** START OF Stored rows **

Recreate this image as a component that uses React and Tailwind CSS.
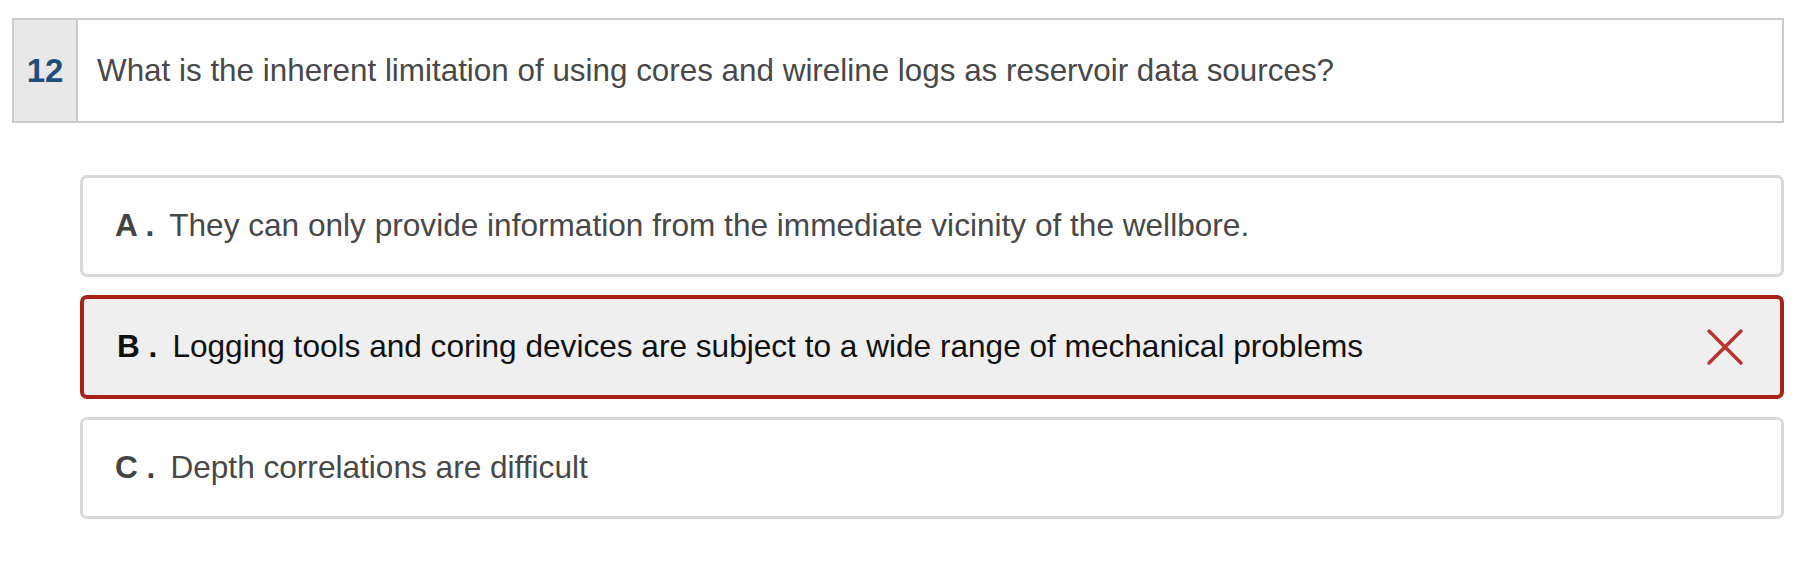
import React from 'react';

const options = [
  { key: 'A', text: 'They can only provide information from the immediate vicinity of the wellbore.' },
  { key: 'B', text: 'Logging tools and coring devices are subject to a wide range of mechanical problems', wrong: true },
  { key: 'C', text: 'Depth correlations are difficult' },
];

const WrongMark = () => (
  <svg width="38" height="38" viewBox="0 0 38 38" className="shrink-0">
    <path d="M3 3 L35 35 M35 3 L3 35" stroke="#b8342c" strokeWidth="3.5" strokeLinecap="round" fill="none" />
  </svg>
);

export default function App() {
  return (
    <div className="min-h-[568px] bg-white pt-[18px] pl-[12px] font-['Liberation_Sans',Arial,sans-serif]">
      {/* Question */}
      <div className="flex w-[1772px] h-[105px] border-2 border-[#cccccc]">
        <div className="w-[64px] bg-[#e8e8e8] border-r-2 border-[#cccccc] flex items-center justify-center">
          <span className="text-[33px] font-bold text-[#1f4e7e]">12</span>
        </div>
        <div className="flex items-center pl-[19px] text-[31.4px] text-[#484848]">
          What is the inherent limitation of using cores and wireline logs as reservoir data sources?
        </div>
      </div>

      {/* Options */}
      <div className="ml-[68px] mt-[52px] w-[1704px] flex flex-col gap-[18px]">
        {options.map((opt) => (
          <div
            key={opt.key}
            className={
              opt.wrong
                ? 'flex items-center h-[104px] rounded-[7px] border-[4px] border-[#a82218] bg-[#efefef] pl-[33px] pr-[36px]'
                : 'flex items-center h-[102px] rounded-[7px] border-[3px] border-[#d8d8d8] bg-white pl-[32px] pr-[36px]'
            }
          >
            <span className={opt.wrong ? 'text-[31.6px] font-bold text-[#111111] mr-[15px]' : 'text-[31.6px] font-bold text-[#444444] mr-[15px]'}>
              {opt.key} .
            </span>
            <span className={opt.wrong ? 'flex-1 text-[31.6px] text-[#111111]' : 'flex-1 text-[31.6px] text-[#484848]'}>
              {opt.text}
            </span>
            {opt.wrong && <WrongMark />}
          </div>
        ))}
      </div>
    </div>
  );
}
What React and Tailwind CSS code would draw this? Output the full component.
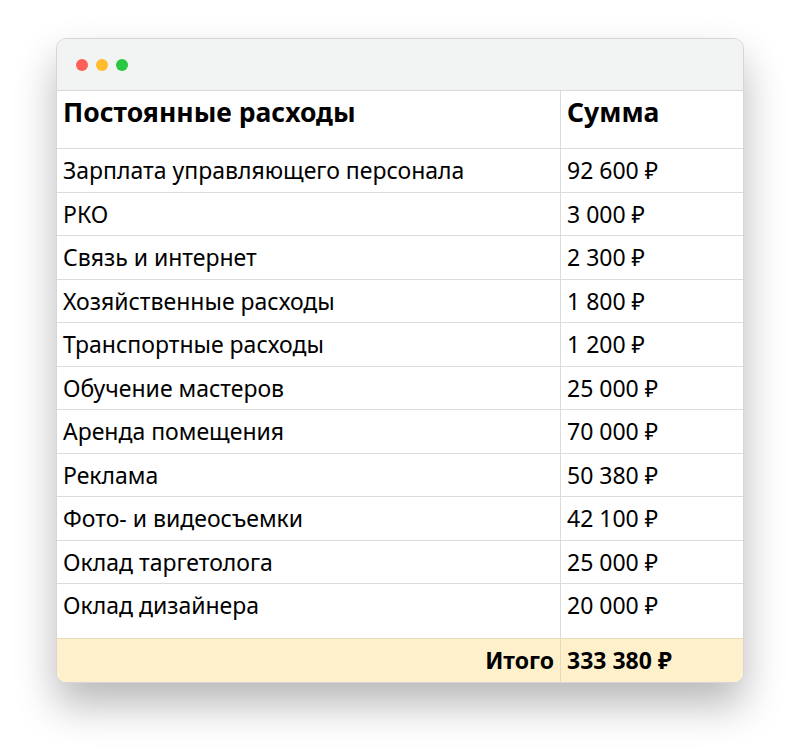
const rows = [
  ['Зарплата управляющего персонала', '92 600 ₽'],
  ['РКО', '3 000 ₽'],
  ['Связь и интернет', '2 300 ₽'],
  ['Хозяйственные расходы', '1 800 ₽'],
  ['Транспортные расходы', '1 200 ₽'],
  ['Обучение мастеров', '25 000 ₽'],
  ['Аренда помещения', '70 000 ₽'],
  ['Реклама', '50 380 ₽'],
  ['Фото- и видеосъемки', '42 100 ₽'],
  ['Оклад таргетолога', '25 000 ₽'],
  ['Оклад дизайнера', '20 000 ₽'],
]

export default function App() {
  return (
    <div className="w-[800px] h-[756px] bg-white pt-[38px] pl-[56px] font-['Noto_Sans',sans-serif] text-black">
      <div className="w-[688px] rounded-[10px] border border-[#d6d6d6] bg-white overflow-hidden shadow-[0_22px_40px_rgba(0,0,0,0.28)]">
        <div className="h-[52px] bg-[#f2f3f3] border-b border-[#d9d9d9] flex items-center gap-[8px] pl-[19px]">
          <span className="w-[12px] h-[12px] rounded-full bg-[#fe5f57]" />
          <span className="w-[12px] h-[12px] rounded-full bg-[#febc2e]" />
          <span className="w-[12px] h-[12px] rounded-full bg-[#28c840]" />
        </div>
        <div className="grid grid-cols-[504px_1fr]">
          <div className="h-[58px] pl-[6px] pt-[2px] text-[26.5px] font-bold border-b border-r border-[#dcdcdc]">Постоянные расходы</div>
          <div className="h-[58px] pl-[6px] pt-[2px] text-[26.5px] font-bold border-b border-[#dcdcdc]">Сумма</div>
          {rows.map(([name, sum], i) => {
            const last = i === rows.length - 1
            return [
              <div key={name} className={`${last ? 'h-[54px] items-start pt-[4px]' : 'h-[43.5px] items-center border-b'} flex pl-[6px] text-[23px] border-r border-[#dcdcdc]`}>{name}</div>,
              <div key={name + 's'} className={`${last ? 'h-[54px] items-start pt-[4px]' : 'h-[43.5px] items-center border-b'} flex pl-[6px] text-[23px] border-[#dcdcdc]`}>{sum}</div>,
            ]
          })}
          <div className="h-[44px] flex items-center justify-end pr-[6px] text-[23px] font-bold bg-[#fff0cc] border-t border-r border-[#e8dcb8]">Итого</div>
          <div className="h-[44px] flex items-center pl-[6px] text-[23px] font-bold bg-[#fff0cc] border-t border-[#e8dcb8]">333 380 ₽</div>
        </div>
      </div>
    </div>
  )
}
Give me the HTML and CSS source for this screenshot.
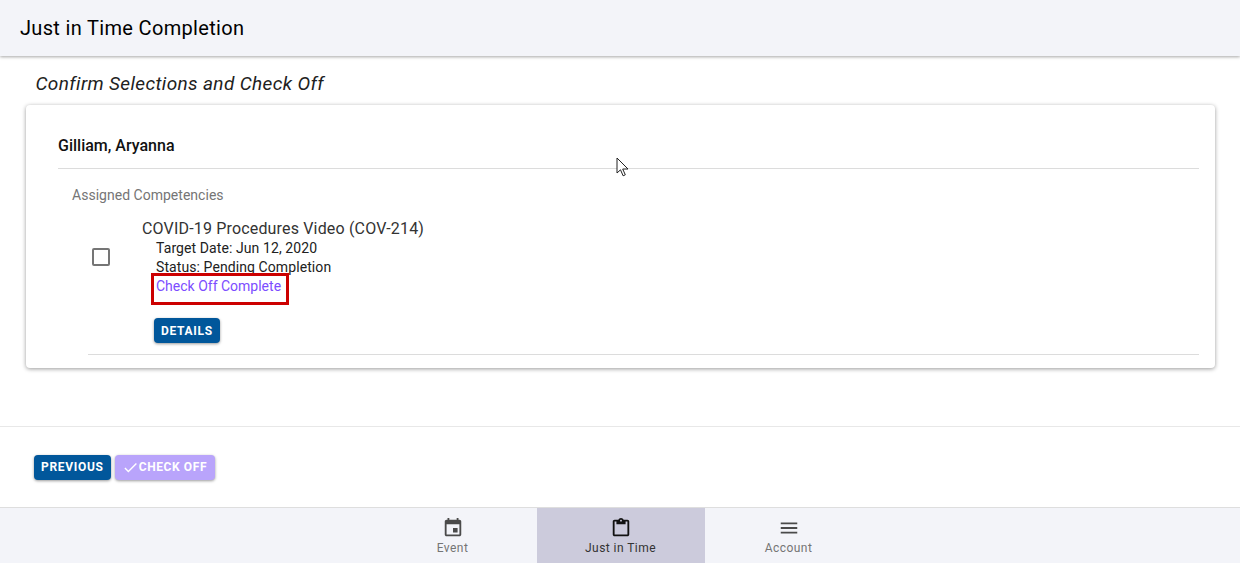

** END OF Stored rows **

Strip out the pictures and quote the remaining data word for word.

Recreate this image as a component that uses React and Tailwind CSS.
import React from 'react';

const options = [
  { key: 'A', text: 'They can only provide information from the immediate vicinity of the wellbore.' },
  { key: 'B', text: 'Logging tools and coring devices are subject to a wide range of mechanical problems', wrong: true },
  { key: 'C', text: 'Depth correlations are difficult' },
];

const WrongMark = () => (
  <svg width="38" height="38" viewBox="0 0 38 38" className="shrink-0">
    <path d="M3 3 L35 35 M35 3 L3 35" stroke="#b8342c" strokeWidth="3.5" strokeLinecap="round" fill="none" />
  </svg>
);

export default function App() {
  return (
    <div className="min-h-[568px] bg-white pt-[18px] pl-[12px] font-['Liberation_Sans',Arial,sans-serif]">
      {/* Question */}
      <div className="flex w-[1772px] h-[105px] border-2 border-[#cccccc]">
        <div className="w-[64px] bg-[#e8e8e8] border-r-2 border-[#cccccc] flex items-center justify-center">
          <span className="text-[33px] font-bold text-[#1f4e7e]">12</span>
        </div>
        <div className="flex items-center pl-[19px] text-[31.4px] text-[#484848]">
          What is the inherent limitation of using cores and wireline logs as reservoir data sources?
        </div>
      </div>

      {/* Options */}
      <div className="ml-[68px] mt-[52px] w-[1704px] flex flex-col gap-[18px]">
        {options.map((opt) => (
          <div
            key={opt.key}
            className={
              opt.wrong
                ? 'flex items-center h-[104px] rounded-[7px] border-[4px] border-[#a82218] bg-[#efefef] pl-[33px] pr-[36px]'
                : 'flex items-center h-[102px] rounded-[7px] border-[3px] border-[#d8d8d8] bg-white pl-[32px] pr-[36px]'
            }
          >
            <span className={opt.wrong ? 'text-[31.6px] font-bold text-[#111111] mr-[15px]' : 'text-[31.6px] font-bold text-[#444444] mr-[15px]'}>
              {opt.key} .
            </span>
            <span className={opt.wrong ? 'flex-1 text-[31.6px] text-[#111111]' : 'flex-1 text-[31.6px] text-[#484848]'}>
              {opt.text}
            </span>
            {opt.wrong && <WrongMark />}
          </div>
        ))}
      </div>
    </div>
  );
}
What React and Tailwind CSS code would draw this? Output the full component.
const rows = [
  ['Зарплата управляющего персонала', '92 600 ₽'],
  ['РКО', '3 000 ₽'],
  ['Связь и интернет', '2 300 ₽'],
  ['Хозяйственные расходы', '1 800 ₽'],
  ['Транспортные расходы', '1 200 ₽'],
  ['Обучение мастеров', '25 000 ₽'],
  ['Аренда помещения', '70 000 ₽'],
  ['Реклама', '50 380 ₽'],
  ['Фото- и видеосъемки', '42 100 ₽'],
  ['Оклад таргетолога', '25 000 ₽'],
  ['Оклад дизайнера', '20 000 ₽'],
]

export default function App() {
  return (
    <div className="w-[800px] h-[756px] bg-white pt-[38px] pl-[56px] font-['Noto_Sans',sans-serif] text-black">
      <div className="w-[688px] rounded-[10px] border border-[#d6d6d6] bg-white overflow-hidden shadow-[0_22px_40px_rgba(0,0,0,0.28)]">
        <div className="h-[52px] bg-[#f2f3f3] border-b border-[#d9d9d9] flex items-center gap-[8px] pl-[19px]">
          <span className="w-[12px] h-[12px] rounded-full bg-[#fe5f57]" />
          <span className="w-[12px] h-[12px] rounded-full bg-[#febc2e]" />
          <span className="w-[12px] h-[12px] rounded-full bg-[#28c840]" />
        </div>
        <div className="grid grid-cols-[504px_1fr]">
          <div className="h-[58px] pl-[6px] pt-[2px] text-[26.5px] font-bold border-b border-r border-[#dcdcdc]">Постоянные расходы</div>
          <div className="h-[58px] pl-[6px] pt-[2px] text-[26.5px] font-bold border-b border-[#dcdcdc]">Сумма</div>
          {rows.map(([name, sum], i) => {
            const last = i === rows.length - 1
            return [
              <div key={name} className={`${last ? 'h-[54px] items-start pt-[4px]' : 'h-[43.5px] items-center border-b'} flex pl-[6px] text-[23px] border-r border-[#dcdcdc]`}>{name}</div>,
              <div key={name + 's'} className={`${last ? 'h-[54px] items-start pt-[4px]' : 'h-[43.5px] items-center border-b'} flex pl-[6px] text-[23px] border-[#dcdcdc]`}>{sum}</div>,
            ]
          })}
          <div className="h-[44px] flex items-center justify-end pr-[6px] text-[23px] font-bold bg-[#fff0cc] border-t border-r border-[#e8dcb8]">Итого</div>
          <div className="h-[44px] flex items-center pl-[6px] text-[23px] font-bold bg-[#fff0cc] border-t border-[#e8dcb8]">333 380 ₽</div>
        </div>
      </div>
    </div>
  )
}
Give me the HTML and CSS source for this screenshot.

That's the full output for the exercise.